* **Requirement**
Search the material for the string "index", then report how many lines hold it, with no other text.

====

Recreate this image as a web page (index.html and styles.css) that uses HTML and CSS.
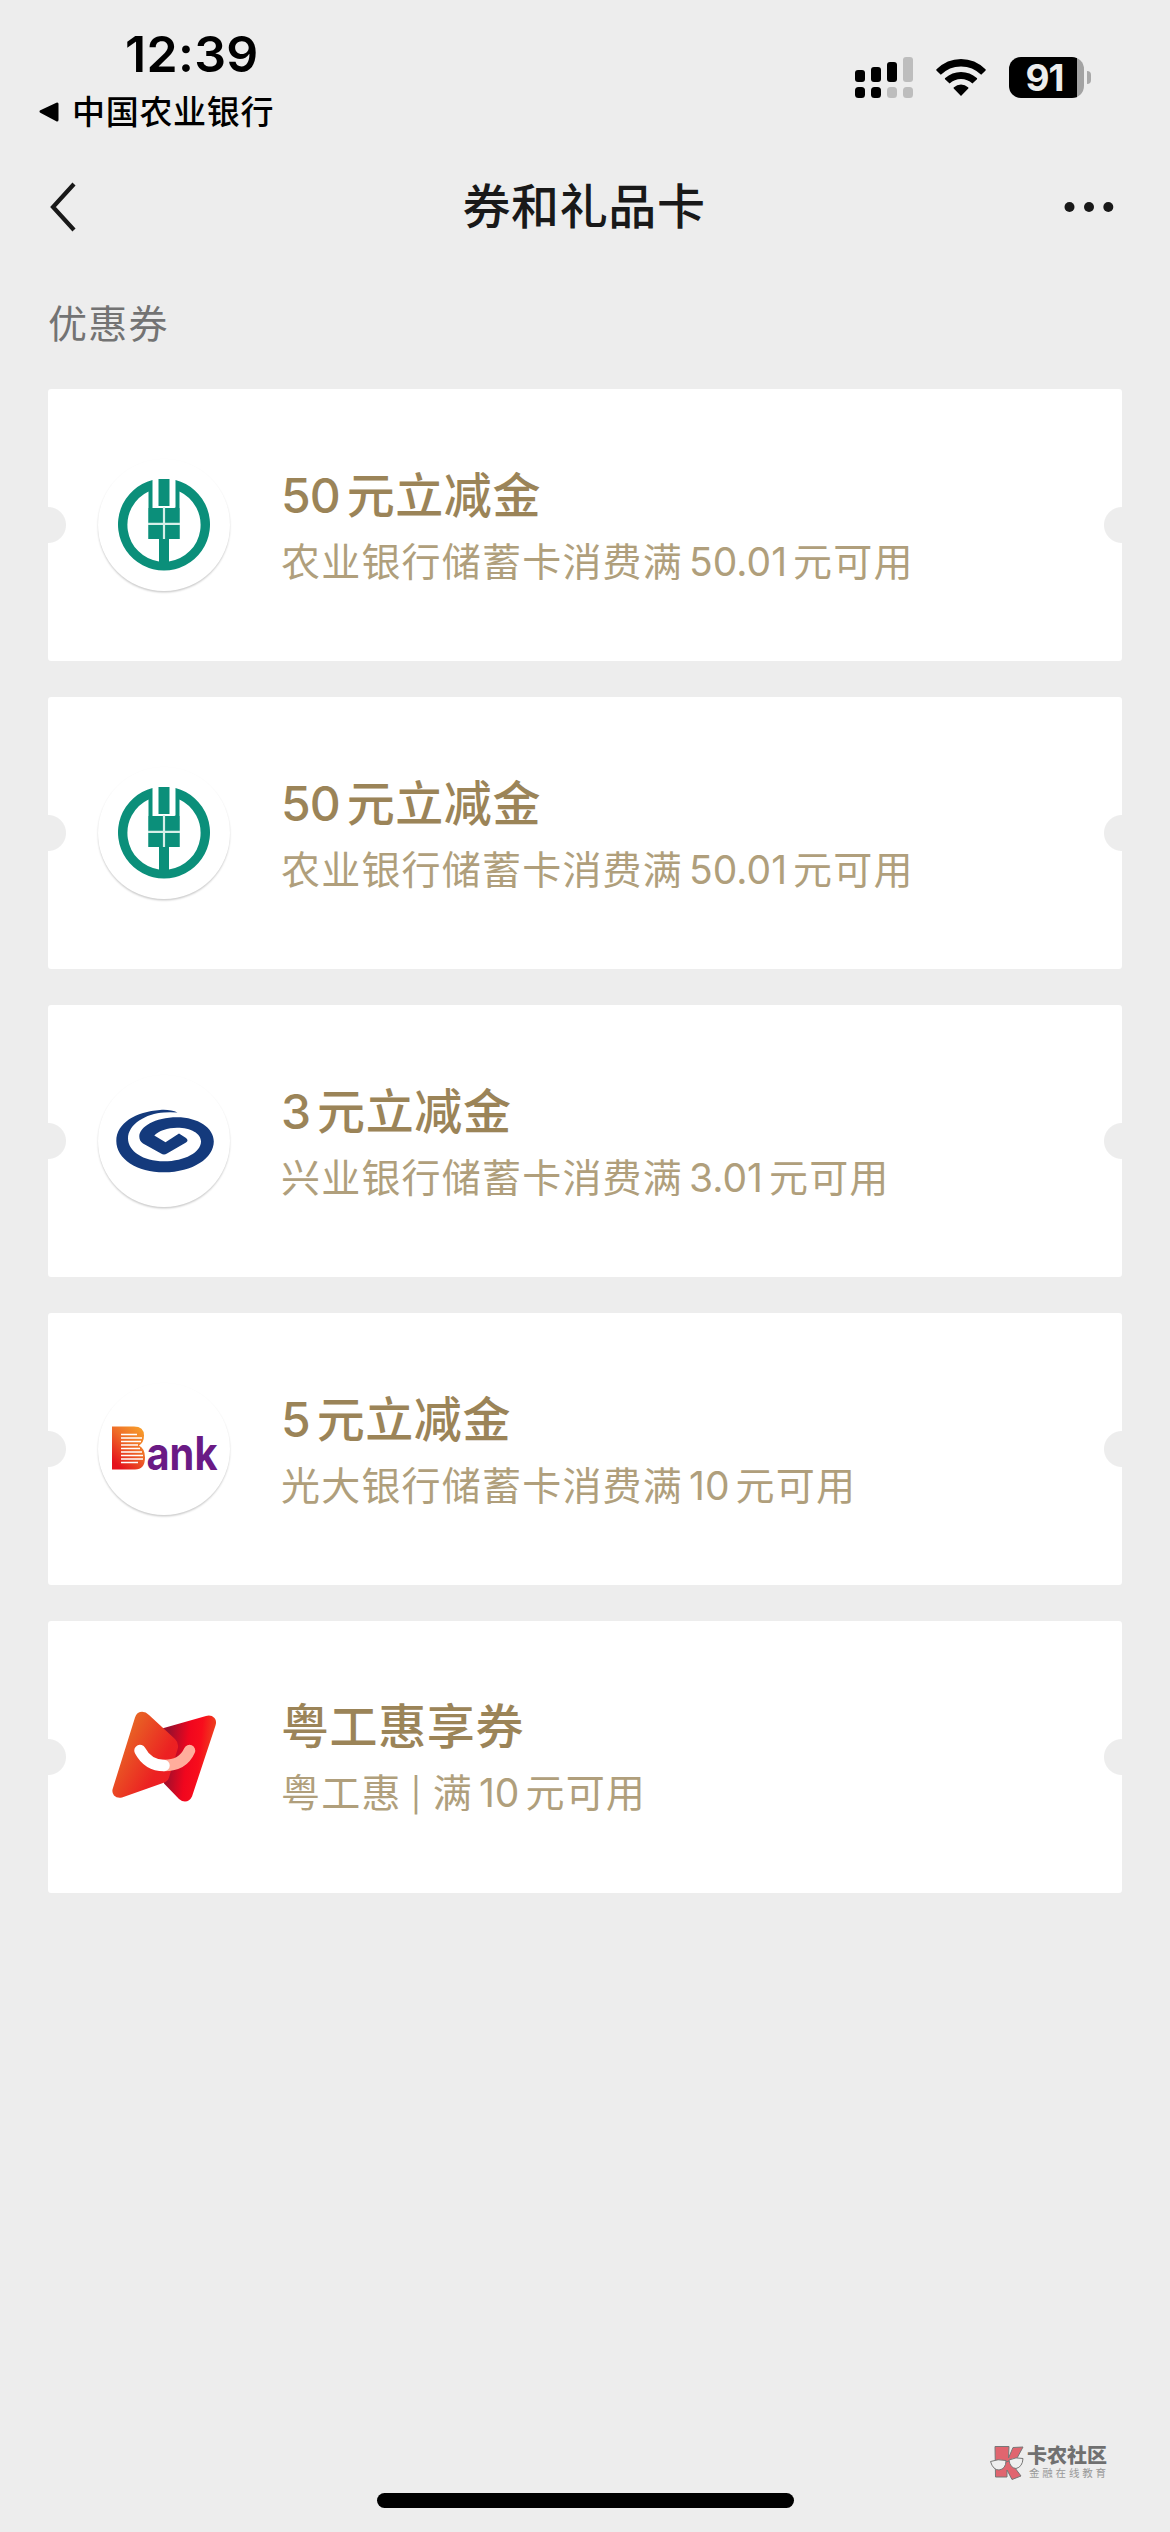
FILE: index.html
```html
<!DOCTYPE html>
<html lang="zh-CN">
<head>
<meta charset="utf-8">
<title>券和礼品卡</title>
<link rel="stylesheet" href="styles.css">
</head>
<body>
<div class="screen">
  <header class="status">
    <div class="status-left">
      <div class="clock">12:39</div>
      <div class="return-app">
        <svg class="return-arrow" viewBox="0 0 22 22"><path d="M3 10.5 19 3v16z" stroke="#000" stroke-width="3" stroke-linejoin="round"/></svg>
        <span>中国农业银行</span>
      </div>
    </div>
    <div class="status-right">
      <svg class="signal" viewBox="0 0 58 41">
        <rect x="0" y="13" width="10" height="12" rx="3"/><rect x="16" y="10" width="10" height="15" rx="3"/><rect x="32" y="5" width="10" height="20" rx="3"/><rect class="dim" x="48" y="0" width="10" height="25" rx="3"/>
        <rect x="0" y="30" width="10" height="11" rx="3.5"/><rect x="16" y="30" width="10" height="11" rx="3.5"/><rect class="dim" x="32" y="30" width="10" height="11" rx="3.5"/><rect class="dim" x="48" y="30" width="10" height="11" rx="3.5"/>
      </svg>
      <svg class="wifi" viewBox="0 0 50 37">
        <path d="M25 37 17.7 29.5Q17.2 28.8 18 28.2 21 25.6 25 25.6T32 28.2Q32.8 28.8 32.3 29.5Z"/>
        <path d="M13.6 24.6 9 20.2Q8.6 19.6 9.2 19 16 13 25 13T40.800 19Q41.400 19.600 41 20.200L36.400 24.600Q31.500 20.100 25 20.100T13.600 24.600Z"/>
        <path d="M4.800 15.800.4 11.400Q0 10.900.5 10.300 11 0 25 0T49.500 10.300Q50 10.900 49.600 11.400L45.200 15.800Q36.800 7.400 25 7.400T4.800 15.800Z"/>
      </svg>
      <div class="battery">
        <div class="battery-body">91</div>
        <div class="battery-cap"></div>
      </div>
    </div>
  </header>

  <nav class="navbar">
    <svg class="back" viewBox="0 0 28 50"><path d="M25 2 4 25l21 23" fill="none" stroke="#191919" stroke-width="4.200"/></svg>
    <h1 class="nav-title">券和礼品卡</h1>
    <svg class="more" viewBox="0 0 50 12"><circle cx="5.500" cy="6" r="5"/><circle cx="25" cy="6" r="5"/><circle cx="44.300" cy="6" r="5"/></svg>
  </nav>

  <main class="content">
    <h2 class="section-title">优惠券</h2>
    <ul class="coupons">
      <li class="coupon">
        <div class="logo ring">
          <svg viewBox="0 0 132 132"><use href="#abc"/></svg>
        </div>
        <div class="info">
          <div class="name"><span class="num">50</span>元立减金</div>
          <div class="desc">农业银行储蓄卡消费满<span class="num mid">50.01</span>元可用</div>
        </div>
      </li>
      <li class="coupon">
        <div class="logo ring">
          <svg viewBox="0 0 132 132"><use href="#abc"/></svg>
        </div>
        <div class="info">
          <div class="name"><span class="num">50</span>元立减金</div>
          <div class="desc">农业银行储蓄卡消费满<span class="num mid">50.01</span>元可用</div>
        </div>
      </li>
      <li class="coupon">
        <div class="logo ring">
          <svg viewBox="0 1 132 132">
            <path fill="#143a7c" d="M79.500 38.500C75 36.200 68 35.500 62 36 38 37.500 18.300 49 18.300 67 18.300 85 39 98.300 66 98.300 95 98.300 115.800 84 115.800 67.500 115.800 54 100 43.300 79 43.300 57 43.300 41.300 53 41.300 62.500 41.300 65.500 42.500 67.800 45 69.500L63 79.500Q66 81.500 69 79.500L88 68.500Q91 66.500 88 64L81 59.500 67.500 68.300 56.300 61.500C60 57 70 53.700 79 53.700 93 53.700 103 59.500 103 67.500 103 78 87 87.300 66 87.300 45 87.300 30 77 30 64.500 30 50 48 39.500 66 38.400Q73 38 79.500 38.500Z"/>
          </svg>
        </div>
        <div class="info">
          <div class="name"><span class="num">3</span>元立减金</div>
          <div class="desc">兴业银行储蓄卡消费满<span class="num mid">3.01</span>元可用</div>
        </div>
      </li>
      <li class="coupon">
        <div class="logo ring">
          <svg viewBox="0 1.500 132 132">
            <defs><linearGradient id="warm" x1="1" y1="0" x2=".3" y2="1"><stop offset="0" stop-color="#f9a72c"/><stop offset=".5" stop-color="#ee6a28"/><stop offset="1" stop-color="#e5111c"/></linearGradient></defs>
            <path fill="url(#warm)" d="M14 45H36Q46 45 46 54 46 61 41 64 47 67 47 76 47 88 37 88H14Z"/>
            <g stroke="#fff" stroke-width="1.300"><path d="M23 53H39M23 56.500H44M23 60H43M23 63.500H40M23 67H42M23 70.500H44M23 74H45M23 77.500H45M23 81H40"/></g>
            <text class="bank-word" x="48.500" y="88" textLength="71" lengthAdjust="spacingAndGlyphs">ank</text>
          </svg>
        </div>
        <div class="info">
          <div class="name"><span class="num">5</span>元立减金</div>
          <div class="desc">光大银行储蓄卡消费满<span class="num mid">10</span>元可用</div>
        </div>
      </li>
      <li class="coupon">
        <div class="logo">
          <svg viewBox="0 11.500 132 132">
            <defs>
              <linearGradient id="left" x1=".1" y1=".2" x2=".9" y2=".8"><stop offset="0" stop-color="#e76f25"/><stop offset=".75" stop-color="#ec2122"/><stop offset="1" stop-color="#ed1c24"/></linearGradient>
              <linearGradient id="right" x1=".1" y1=".4" x2="1" y2=".55"><stop offset="0" stop-color="#9c0f2c"/><stop offset=".4" stop-color="#f0061e"/><stop offset=".65" stop-color="#f80d1c"/><stop offset="1" stop-color="#ea5020"/></linearGradient>
            </defs>
            <path fill="url(#right)" d="M64 49 108 36.500Q113 35 116.500 38.500 119 41.500 117.500 46L94 117Q91.500 122 87 122 84 122 81 119.500L66 104Z"/>
            <path fill="url(#left)" d="M37 38Q38.500 33.500 42 32.600 47 31.500 51 35.500L77 59.500Q81.500 64 79.500 70L71 98Q70 102 65 103.500L24 118Q19 119 16 116 13.500 113 14.800 109Z"/>
            <path d="M66 86Q85 86 91.500 71" fill="none" stroke="#ffad9c" stroke-width="11.500" stroke-linecap="round"/>
            <path d="M42 71Q50 86 66 86" fill="none" stroke="#fff" stroke-width="11.500" stroke-linecap="round"/>
          </svg>
        </div>
        <div class="info">
          <div class="name">粤工惠享券</div>
          <div class="desc">粤工惠<span class="bar">|</span>满<span class="num mid">10</span>元可用</div>
        </div>
      </li>
    </ul>
  </main>

  <footer class="footer">
    <div class="watermark">
      <svg class="mark-logo" viewBox="0 0 34 36">
        <path d="M5 1.500H19L18.500 13 23 2.500 33 2 26 15 22 19 31 31 22 34.500 17 25V32H5.500Z" fill="#e0656f" stroke="#777" stroke-width="1"/>
        <path d="M.5 16.500Q8 13.500 16 15.500 16 24 9 25 3 25 .5 16.500ZM19 15Q26 11.500 33 13.500 32.500 22 26 23.500 20 23 19 15ZM16 17 19 16" fill="#eee" stroke="#777" stroke-width="1"/>
      </svg>
      <div class="mark-text">
        <div class="mark-name">卡农社区</div>
        <div class="mark-tag">金融在线教育</div>
      </div>
    </div>
    <div class="home-bar"></div>
  </footer>
</div>

<svg class="symbols" aria-hidden="true">
  <symbol id="abc" viewBox="0 0 132 132">
    <path fill="#0b8f7a" d="M54.500 21A46 46 0 1 0 77.500 21V50H69.500V48.500H77.500V50H74V48.500H58V50H54.500Z M61 102.500A37 37 0 0 1 50.500 32.500V80H61ZM71 102.500V80H81.500V32.500A37 37 0 0 1 71 102.500Z" fill-rule="evenodd"/>
    <path fill="#fff" d="M55.500 18H76.800V50H55.500Z"/>
    <path fill="#0b8f7a" d="M60.500 20H71.500V47H60.500ZM50.500 49H81.500V80H50.500Z"/>
    <path d="M66 48V80M50 64.800H82" stroke="#d6efe9" stroke-width="2.200"/>
  </symbol>
</svg>
</body>
</html>
```
FILE: styles.css
```css
* { box-sizing: border-box; }
body {
  margin: 0;
  background: #ededed;
  font-family: Inter, "Noto Sans CJK SC", sans-serif;
  color: #191919;
}
h1, h2, ul { margin: 0; padding: 0; font-weight: 400; list-style: none; }
svg { display: block; }
.symbols { position: absolute; width: 0; height: 0; }

.screen {
  width: 1170px;
  height: 2532px;
  display: flex;
  flex-direction: column;
  overflow: hidden;
}

/* Status bar */
.status {
  height: 141px;
  padding: 0 79px 0 38px;
  display: flex;
  justify-content: space-between;
  color: #000;
}
.status-left { padding-top: 24px; }
.clock {
  width: 136px;
  margin-left: 87px;
  line-height: 60px;
  font-size: 50px;
  font-weight: 600;
  letter-spacing: .3px;
  white-space: nowrap;
}
.return-app {
  display: flex;
  align-items: center;
  gap: 12px;
  margin-top: 8px;
  height: 40px;
  font-size: 33px;
  line-height: 40px;
  font-weight: 500;
  letter-spacing: .7px;
}
.return-arrow { width: 22px; height: 22px; }
.status-right { display: flex; align-items: flex-start; padding-top: 57px; }
.signal { width: 58px; height: 41px; }
.dim { fill: #bdbdbd; }
.wifi { width: 50px; height: 37px; margin: 2px 23px 0; }
.battery { display: flex; align-items: center; gap: 3px; }
.battery-body {
  width: 75px;
  height: 41px;
  padding-right: 4px;
  border-radius: 12px;
  background: linear-gradient(90deg, #000 68px, #a3a3a3 68px);
  color: #ededed;
  font-size: 37px;
  font-weight: 700;
  line-height: 41px;
  text-align: center;
  letter-spacing: -1px;
}
.battery-cap { width: 4px; height: 13px; border-radius: 0 6px 6px 0; background: #a9a9a9; }

/* Navigation */
.navbar {
  height: 132px;
  padding: 0 56px 0 49px;
  display: grid;
  grid-template-columns: 50px 1fr 50px;
  align-items: center;
}
.back { width: 28px; height: 50px; }
.more { width: 50px; height: 12px; fill: #191919; }
.nav-title {
  padding-left: 5px;
  text-align: center;
  font-size: 48px;
  font-weight: 500;
  line-height: 60px;
  letter-spacing: .6px;
}

/* Coupons */
.content { padding: 0 48px; flex: 1; }
.section-title {
  height: 116px;
  line-height: 60px;
  padding-top: 21px;
  font-size: 39px;
  letter-spacing: 1.200px;
  color: #737373;
}
.coupons { display: grid; gap: 36px; }
.coupon {
  height: 272px;
  padding-left: 50px;
  display: flex;
  align-items: center;
  gap: 51px;
  border-radius: 3px;
  background:
    radial-gradient(circle at 0 50%, #ededed 17.500px, transparent 18.500px),
    radial-gradient(circle at 100% 50%, #ededed 17.500px, transparent 18.500px),
    #fff;
}
.logo { width: 132px; height: 132px; border-radius: 50%; }
.ring { box-shadow: 0 1.500px 2px rgba(0, 0, 0, .2); }
.logo svg { width: 132px; height: 132px; overflow: visible; }
.bank-word { font: 700 46px Inter, sans-serif; fill: #6a1a85; }
.info { white-space: nowrap; padding-top: 7px; }
.name {
  font-size: 48px;
  line-height: 66px;
  font-weight: 500;
  letter-spacing: .6px;
  color: #9b8458;
}
.name .num { letter-spacing: -1px; margin-right: 7px; }
.desc {
  font-size: 39px;
  line-height: 66px;
  letter-spacing: 1.200px;
  color: #b09f7c;
}
.desc .mid { margin: 0 6px; letter-spacing: 0; }
.desc .bar { margin: 0 10px 0 9px; font-size: 33px; }

/* Footer */
.footer { height: 100px; display: flex; flex-direction: column; }
.watermark { display: flex; gap: 3px; margin-left: 990px; padding-top: 13px; }
.mark-logo { width: 34px; height: 36px; }
.mark-text { color: #707070; white-space: nowrap; }
.mark-name { font-size: 20px; line-height: 22px; font-weight: 900; }
.mark-tag { padding-left: 2px; font-size: 10.500px; line-height: 13px; letter-spacing: 2.800px; color: #999; }
.home-bar {
  width: 417px;
  height: 15px;
  margin: 12px auto 0;
  border-radius: 8px;
  background: #000;
}
```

====

* **Solution below**
2